Thomson South Island Peat

Thomson South Island Peat takes 100% New Zealand barley and brings South Island peat into the mix. Matured in bourbon casks, it offers a lively, greener, more modern take on smoky single malt, with herbal smoke, maritime touches, vanilla sweetness, and bright malt at its core.

Thomson Two Tone

Thomson Two Tone gets its name from its cask make-up, bringing together whisky aged in red wine casks and bourbon barrels. That combination gives you fruit, spice, vanilla, oak, and a little Kiwi sea air, all working together rather than elbowing each other in the ribs. Something distinctive without diving straight into smoke.

Thomson Full Noise Limited Edition

Thomson Full Noise does what it says on the bottle. Made from 100% manuka-smoked barley, aged in American oak, and bottled at cask strength, it takes the distillery’s signature smoke profile and turns the dial up. At 52% ABV, this has more intensity, more grip, and more swagger.

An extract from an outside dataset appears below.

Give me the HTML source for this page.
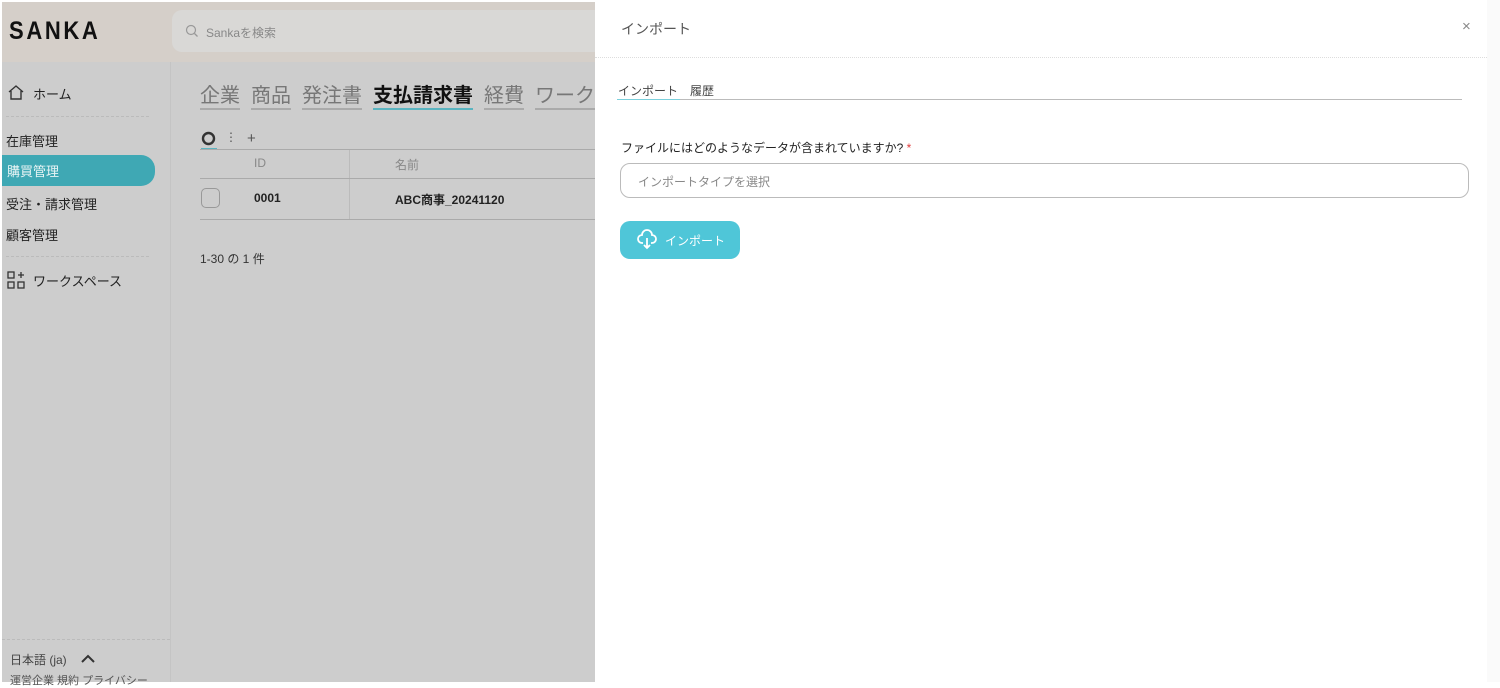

Thomson Whisky New Zealand Single Malt Bourbon Cask 2019, The Heart Cut #18

The Heart Cut #18 is a single cask release from Thomson Distillery, distilled from 100% New Zealand barley smoked with native manuka wood and matured in a bourbon cask. Just 270 bottles were released, bottled at 50.8% ABV.

Thomson Whisky New Zealand Single Malt Pinot Noir Cask 2019, The Heart Cut #19

The Heart Cut #19 is the second of the duo, and it heads straight into New Zealand wine country. This single malt was aged entirely in a fresh Pinot Noir cask from Westbrook Winery in Waimauku, filled with whisky the day after the wine was emptied. It was bottled at 51.5% ABV, with only 412 bottles released.

 

* No relation to the Thompson Bros at Dornoch Distillery. Note the lack of a “P” in the name.